To say that Story situates Shelley’s tale in the context of drug violence would be to sell his film short. He’s moved the story from European castles and laboratories to the projects, where Vicaria’s mother fell victim to a drive-by shooting, her brother was shot to death on a drug deal gone wrong, and her father deals with his grief by using. But drugs are just part of the larger problem, the almost escapable, systemic and cyclical nature of violence and poverty.

One of the reasons the Frankenstein monster is so effective so often is that he is tragically monstrous. He is violent through no real fault of his own but as a reaction to an environment that hates him, treats him with cruelty, fear and malice. We simultaneously root for and against this monster.

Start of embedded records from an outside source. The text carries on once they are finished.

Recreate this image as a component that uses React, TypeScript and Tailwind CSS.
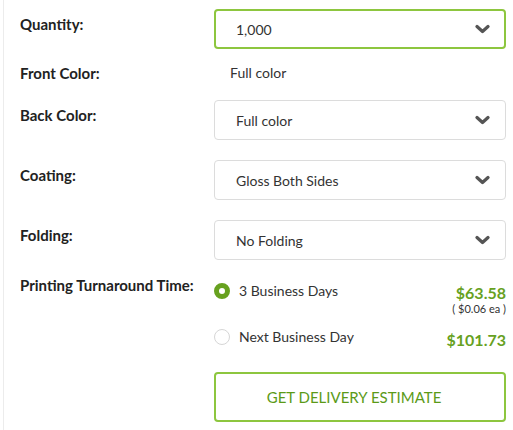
import React from 'react';

function Chevron() {
    return (
        <svg width="15" height="10" viewBox="0 0 15 10" fill="none" stroke="#555" strokeWidth="3.2" strokeLinecap="round" strokeLinejoin="round">
            <polyline points="2,2.5 7.5,7.5 13,2.5" />
        </svg>
    );
}

function Select({ value, active }: { value: string; active?: boolean }) {
    return (
        <div
            className={
                'flex h-10 items-center justify-between rounded-[4px] bg-white pl-[20px] pr-[14px] text-[14px] text-[#333] ' +
                (active ? 'border-2 border-[#8dc63f]' : 'border border-[#dcdcdc] pr-[15px]')
            }
        >
            <span className={active ? '' : 'pl-px'}>{value}</span>
            <Chevron />
        </div>
    );
}

function Label({ children }: { children: React.ReactNode }) {
    return <div className="w-[194px] shrink-0 pt-[5px] text-[15px] font-bold leading-5 text-[#222]">{children}</div>;
}

function Radio({ checked }: { checked?: boolean }) {
    return checked ? (
        <span className="block h-4 w-4 shrink-0 rounded-full border-[5px] border-[#67a11f] bg-white" />
    ) : (
        <span className="block h-4 w-4 shrink-0 rounded-full border border-[#d6d6d6] bg-white" />
    );
}

export default function App() {
    return (
        <div className="w-[513px] h-[430px] overflow-hidden bg-white" style={{ fontFamily: 'Lato, "Open Sans", sans-serif' }}>
            <div className="ml-[3px] h-full border-l border-[#ececec] pl-4 pr-[7px] pt-[9px]">
                <div className="flex">
                    <Label>Quantity:</Label>
                    <div className="flex-1">
                        <Select value="1,000" active />
                    </div>
                </div>

                <div className="mt-[14px] flex">
                    <div className="w-[194px] shrink-0 text-[15px] font-bold leading-5 text-[#222]">Front Color:</div>
                    <div className="flex-1 pl-4 text-[14px] leading-5 text-[#333]">Full color</div>
                </div>

                <div className="mt-[17px] flex">
                    <Label>Back Color:</Label>
                    <div className="flex-1">
                        <Select value="Full color" />
                    </div>
                </div>

                <div className="mt-5 flex">
                    <Label>Coating:</Label>
                    <div className="flex-1">
                        <Select value="Gloss Both Sides" />
                    </div>
                </div>

                <div className="mt-5 flex">
                    <Label>Folding:</Label>
                    <div className="flex-1">
                        <Select value="No Folding" />
                    </div>
                </div>

                <div className="mt-[10px] flex">
                    <Label>Printing Turnaround Time:</Label>
                    <div className="flex-1">
                        <div className="flex items-start justify-between pt-[11px]">
                            <div className="flex items-center gap-[9px]">
                                <Radio checked />
                                <span className="text-[14px] leading-5 text-[#333]">3 Business Days</span>
                            </div>
                            <div className="pt-[2px] text-right">
                                <div className="text-[16px] font-bold leading-5 text-[#67a11f]">$63.58</div>
                                <div className="text-[11px] leading-3 text-[#333]">( $0.06 ea )</div>
                            </div>
                        </div>
                        <div className="mt-[12px] flex items-start justify-between">
                            <div className="flex items-center gap-[9px]">
                                <Radio />
                                <span className="text-[14px] leading-5 text-[#333]">Next Business Day</span>
                            </div>
                            <div className="pt-[3px] text-[16px] font-bold leading-5 text-[#67a11f]">$101.73</div>
                        </div>
                        <button className="mt-[22px] flex h-[50px] w-full items-center justify-center rounded-[4px] border-2 border-[#8dc63f] bg-white pr-[12px] text-[15px] text-[#5b9a17]">
                            GET DELIVERY ESTIMATE
                        </button>
                    </div>
                </div>
            </div>
        </div>
    );
}
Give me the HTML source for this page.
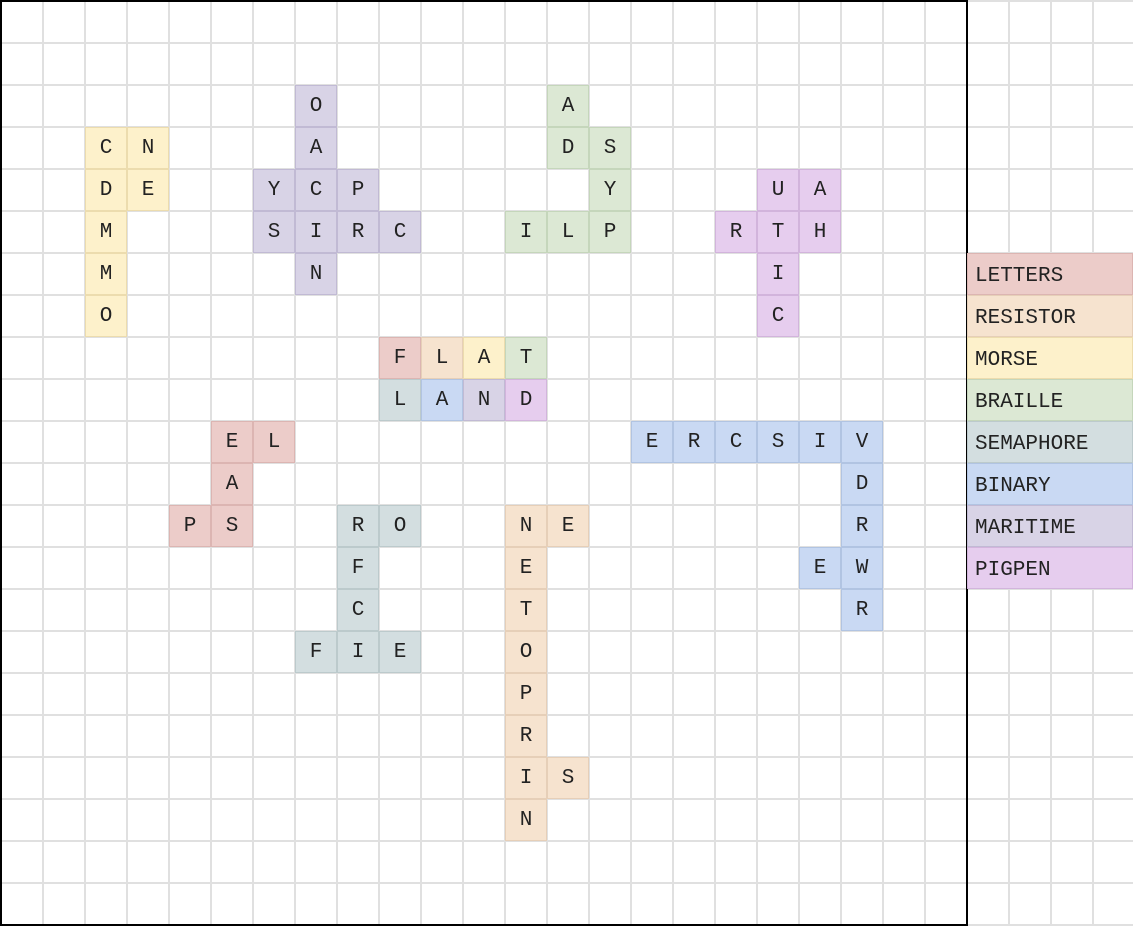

The trick is to make us root for the creator, and DeLeon Hayes delivers a layered, touching performance that accomplishes this. Vicaria is so young, so hopeful, and so full of fight that we forgive her short sightedness and her immediate (and understandable) fear. Vicaria’s missteps are understandable because she’s a kid, and her heart’s in the right place, which is why she keeps making the worst decisions. It’s a powerfully compelling performance.

Story’s chosen genre may feel slight, even campy, but the tropes belie some densely packed ideas, and there’s a current of empathy running through the film that not only separates this from other Frankenstein tales, but deepens the film’s genuine sense of tragedy.

Not every performance is as strong as DeLeon Hayes’s, and sometimes Story’s dialog is asked to carry too much historical significance. But there’s no denying the power he wrung from the source material.